For most of the post-2008 era, the structural advantage in institutional capital sat with high-velocity, short-dated, frequently-rebalanced strategies. Cheap leverage, abundant exit liquidity, and falling discount rates rewarded GPs who could turn capital quickly and LPs who could rebalance often. That cycle is over. The normalising-rate environment now favors a different shape of capital: long-duration, patient, structurally aligned with the underlying asset's natural hold period rather than the LP's quarterly mark.

Three drivers underpin the shift. First, the cost of capital has reset. Strategies built on cheap debt and constant refinancing carry materially worse risk-adjusted returns when the marginal cost of new debt sits 200–300 basis points above the 2010–2021 average. Second, exit windows are narrower and more episodic.

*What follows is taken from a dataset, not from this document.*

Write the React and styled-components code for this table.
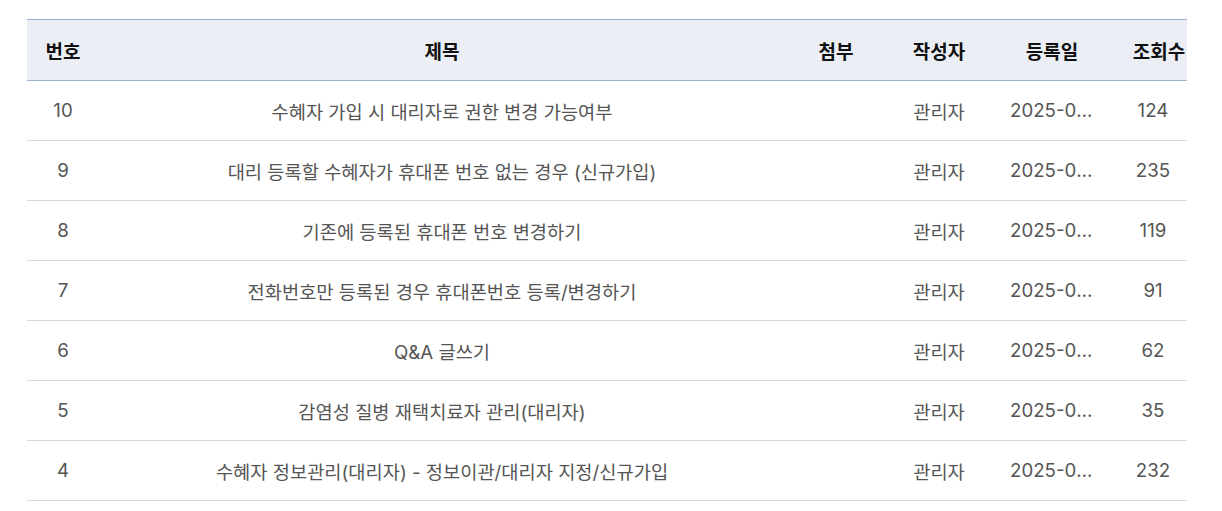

The strategy of underwriting an exit in years three through five is dramatically harder when the IPO market is intermittent and strategic M&A is selective; a strategy that requires an exit in year three to clear hurdle is simply a worse strategy now. Third, the LP base has matured. The largest pools of private-market capital — sovereign-adjacent platforms, large family offices, mature endowments — are now structurally long-dated and increasingly explicit about their preference for managers who match that duration.

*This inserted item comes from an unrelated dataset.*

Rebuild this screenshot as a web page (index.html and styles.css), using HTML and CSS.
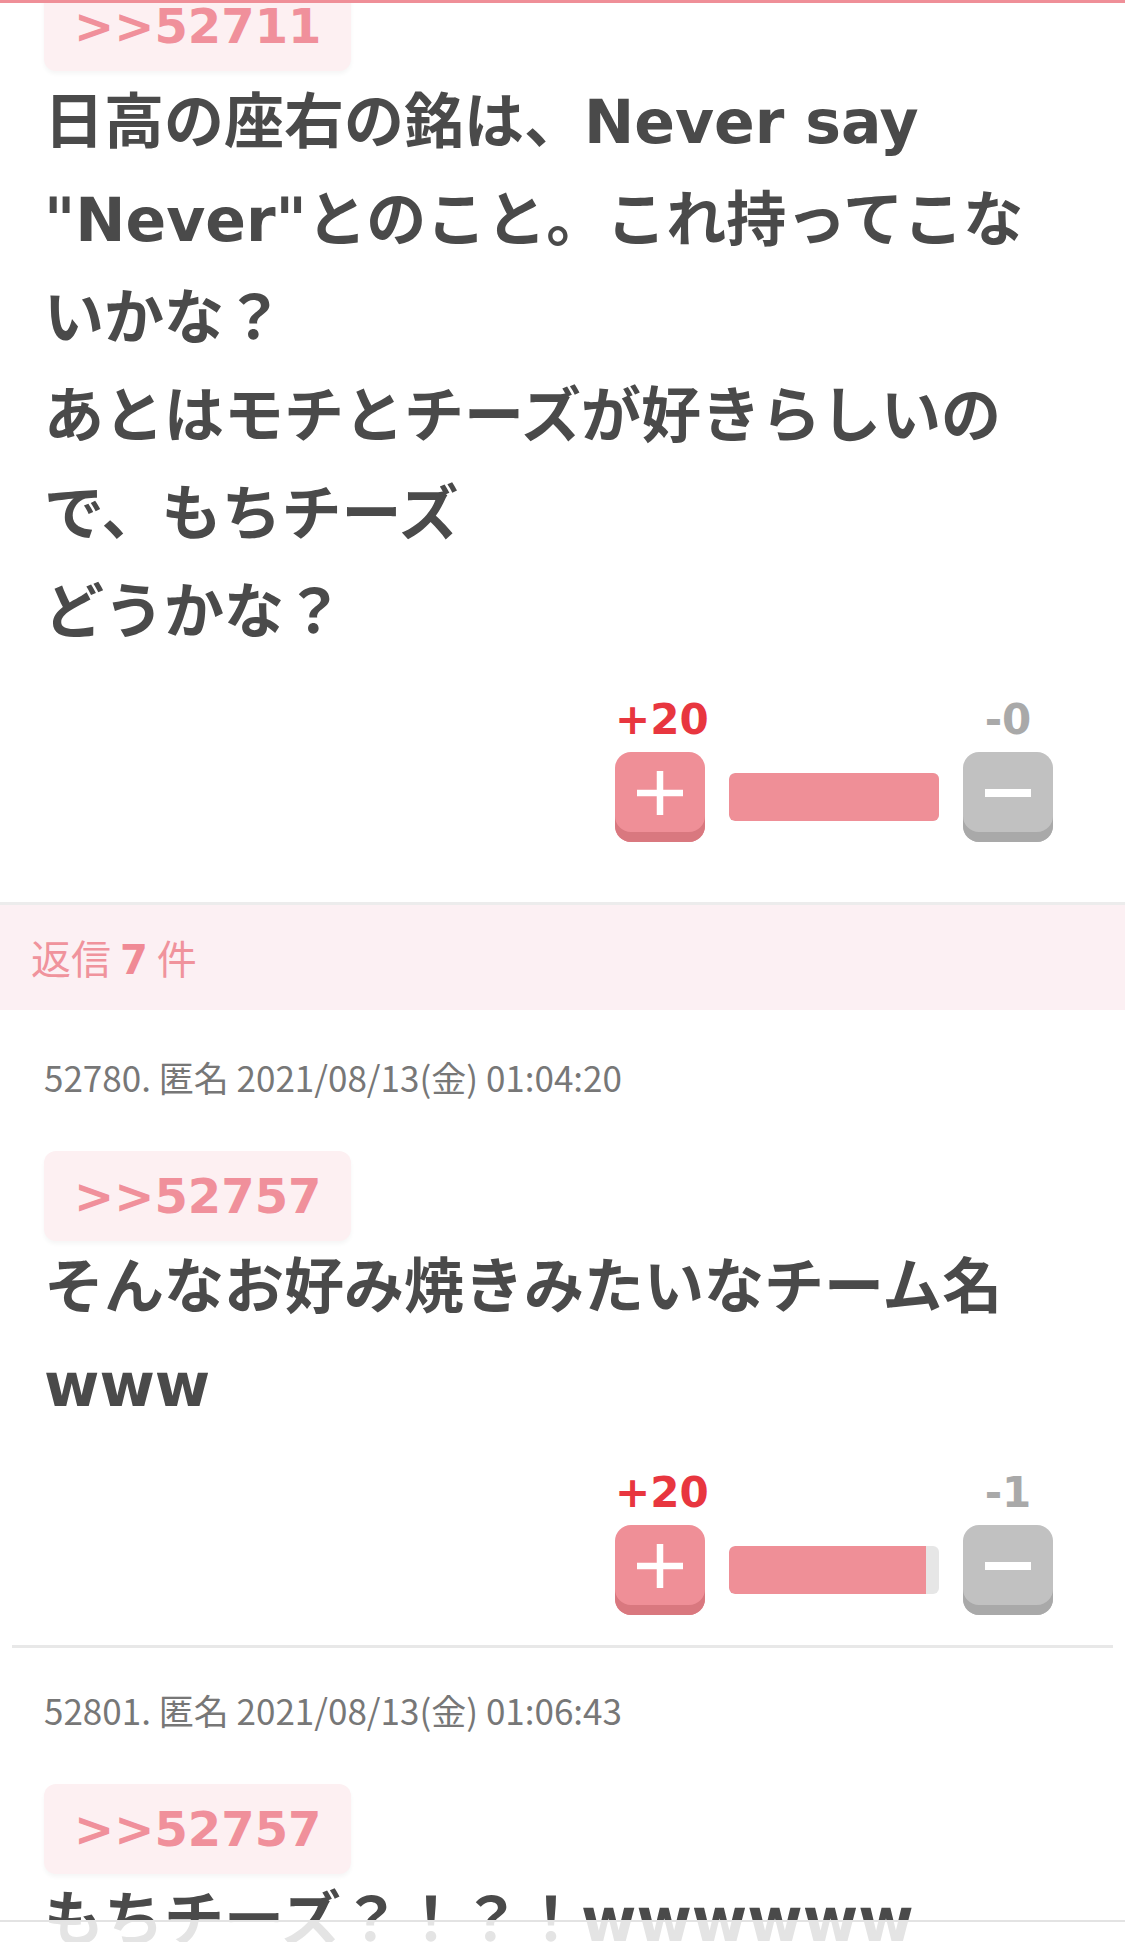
FILE: index.html
```html
<!DOCTYPE html>
<html lang="ja">
<head>
    <meta charset="UTF-8">
    <meta name="viewport" content="width=device-width, initial-scale=1.0">
    <title>コメント</title>
    <link rel="stylesheet" href="styles.css">
</head>
<body>

    <div class="top-line"></div>

    <main class="thread">
        <article class="post main-post">
            <a class="anchor">&gt;&gt;52711</a>
            <p class="body">日高の座右の銘は、Never say<br>"Never"とのこと。これ持ってこな<br>いかな？<br>あとはモチとチーズが好きらしいの<br>で、もちチーズ<br>どうかな？</p>
            <div class="vote-wrap">
                <div class="vote">
                    <span class="count count-plus">+20</span>
                    <span class="count count-minus">-0</span>
                    <button class="btn btn-plus">
                        <svg width="48" height="46" viewBox="0 0 48 46"><path d="M24 1v44M1 23h46" stroke="#fff" stroke-width="6.5"/></svg>
                    </button>
                    <div class="bar"><div class="fill" style="width:100%"></div></div>
                    <button class="btn btn-minus">
                        <svg width="46" height="10" viewBox="0 0 46 10"><path d="M0 5h46" stroke="#fff" stroke-width="8"/></svg>
                    </button>
                </div>
            </div>
        </article>

        <div class="reply-head">返信 <b>7</b> 件</div>

        <article class="post reply">
            <div class="meta">52780. 匿名 2021/08/13(金) 01:04:20</div>
            <a class="anchor">&gt;&gt;52757</a>
            <p class="body">そんなお好み焼きみたいなチーム名<br>www</p>
            <div class="vote-wrap">
                <div class="vote">
                    <span class="count count-plus">+20</span>
                    <span class="count count-minus">-1</span>
                    <button class="btn btn-plus">
                        <svg width="48" height="46" viewBox="0 0 48 46"><path d="M24 1v44M1 23h46" stroke="#fff" stroke-width="6.5"/></svg>
                    </button>
                    <div class="bar"><div class="fill" style="width:94%"></div></div>
                    <button class="btn btn-minus">
                        <svg width="46" height="10" viewBox="0 0 46 10"><path d="M0 5h46" stroke="#fff" stroke-width="8"/></svg>
                    </button>
                </div>
            </div>
        </article>

        <article class="post reply">
            <div class="meta">52801. 匿名 2021/08/13(金) 01:06:43</div>
            <a class="anchor">&gt;&gt;52757</a>
            <p class="body">もちチーズ？！？！wwwwww</p>
        </article>
    </main>

    <div class="bottom-bar"></div>

</body>
</html>
```

FILE: styles.css
```css
body {
    margin: 0;
    background: #fff;
    font-family: "DejaVu Sans", "Noto Sans CJK JP", sans-serif;
    color: #4a4a4a;
}
.top-line {
    position: fixed;
    top: 0;
    left: 0;
    right: 0;
    height: 3px;
    background: #ef8f98;
    z-index: 10;
}
.thread {
    margin-top: -19px;
}
.post {
    padding: 0 44px;
}
.main-post {
    padding-bottom: 60px;
}
.reply {
    margin: 0 12px;
    padding: 40px 32px 30px;
    border-bottom: 3px solid #e8e8e8;
}
.reply + .reply {
    padding-top: 35px;
}
.anchor {
    display: inline-block;
    padding: 15px 30px;
    line-height: 60px;
    font-size: 48px;
    font-weight: bold;
    color: #f0909b;
    background: #fdf0f2;
    border-radius: 12px;
    box-shadow: 0 3px 4px rgba(0, 0, 0, 0.04);
}
.body {
    margin: 2px 0 0;
    font-size: 60px;
    line-height: 98px;
    font-weight: bold;
    color: #4a4a4a;
}
.reply .body {
    margin-top: -3px;
}
.meta {
    font-family: "Noto Sans CJK JP", sans-serif;
    font-size: 35px;
    line-height: 54px;
    color: #777;
    margin-bottom: 47px;
}
/* Votes */
.vote-wrap {
    display: flex;
    justify-content: flex-end;
    margin-top: 35px;
    margin-right: 28px;
}
.vote {
    display: grid;
    grid-template-columns: 90px 210px 90px;
    grid-template-areas:
        "cp . cm"
        "bp bar bm";
    column-gap: 24px;
    row-gap: 8px;
}
.count {
    font-size: 42px;
    line-height: 48px;
    font-weight: bold;
    text-align: center;
    white-space: nowrap;
}
.count-plus {
    grid-area: cp;
    color: #e8363f;
}
.count-minus {
    grid-area: cm;
    color: #a9a9a9;
}
.btn {
    width: 90px;
    height: 90px;
    border: 0;
    border-radius: 16px;
    padding: 0 0 8px;
    display: flex;
    align-items: center;
    justify-content: center;
    cursor: pointer;
}
.btn-plus {
    grid-area: bp;
    background: #ef8f97;
    box-shadow: inset 0 -10px 0 #d9787f;
}
.btn-minus {
    grid-area: bm;
    background: #c1c1c1;
    box-shadow: inset 0 -10px 0 #a9a9a9;
}
.bar {
    grid-area: bar;
    align-self: center;
    height: 48px;
    background: #e6e6e6;
    border-radius: 6px;
    overflow: hidden;
}
.fill {
    height: 100%;
    background: #ef8f97;
    border-radius: 6px 0 0 6px;
}
/* Reply header */
.reply-head {
    border-top: 3px solid #ececec;
    background: #fcf0f3;
    height: 105px;
    line-height: 105px;
    padding-left: 31px;
    font-family: "Noto Sans CJK JP", sans-serif;
    font-size: 40px;
    color: #f0939c;
}
.reply-head b {
    font-family: "DejaVu Sans", sans-serif;
    color: #f08a95;
}
.bottom-bar {
    position: fixed;
    left: 0;
    right: 0;
    bottom: 0;
    height: 20px;
    border-top: 2px solid #e3e3e3;
    background: rgba(255, 255, 255, 0.85);
}
```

The practical consequences for GPs are concrete. Continuation vehicles, evergreen structures, and longer-dated fund vehicles (12–15 year maturities, sometimes longer) are no longer creative responses to liquidity problems — they are the appropriate structure for the underlying asset. The "10-year fund" was a regulatory and conventional artifact of an era when assumptions about exit velocity supported it; the assumptions no longer hold for many categories. For LPs, the implication is that the diligence around manager duration discipline is now central, not peripheral. A GP who insists on the 7-year exit despite an asset whose natural hold is 10–12 years is creating principal-agent risk for the LP, not solving it.

The categories most affected are real assets, infrastructure, climate transition, healthcare platforms, and any private-equity strategy where the value-creation thesis depends on operational depth rather than financial-engineering velocity. For these categories, longer is better, and the manager who organises around that fact will outperform the manager who tries to fit the old vintage shape onto the new asset.

Brilwood's Capital practice has been quietly restructuring around this shift since 2024. The next decade rewards patience.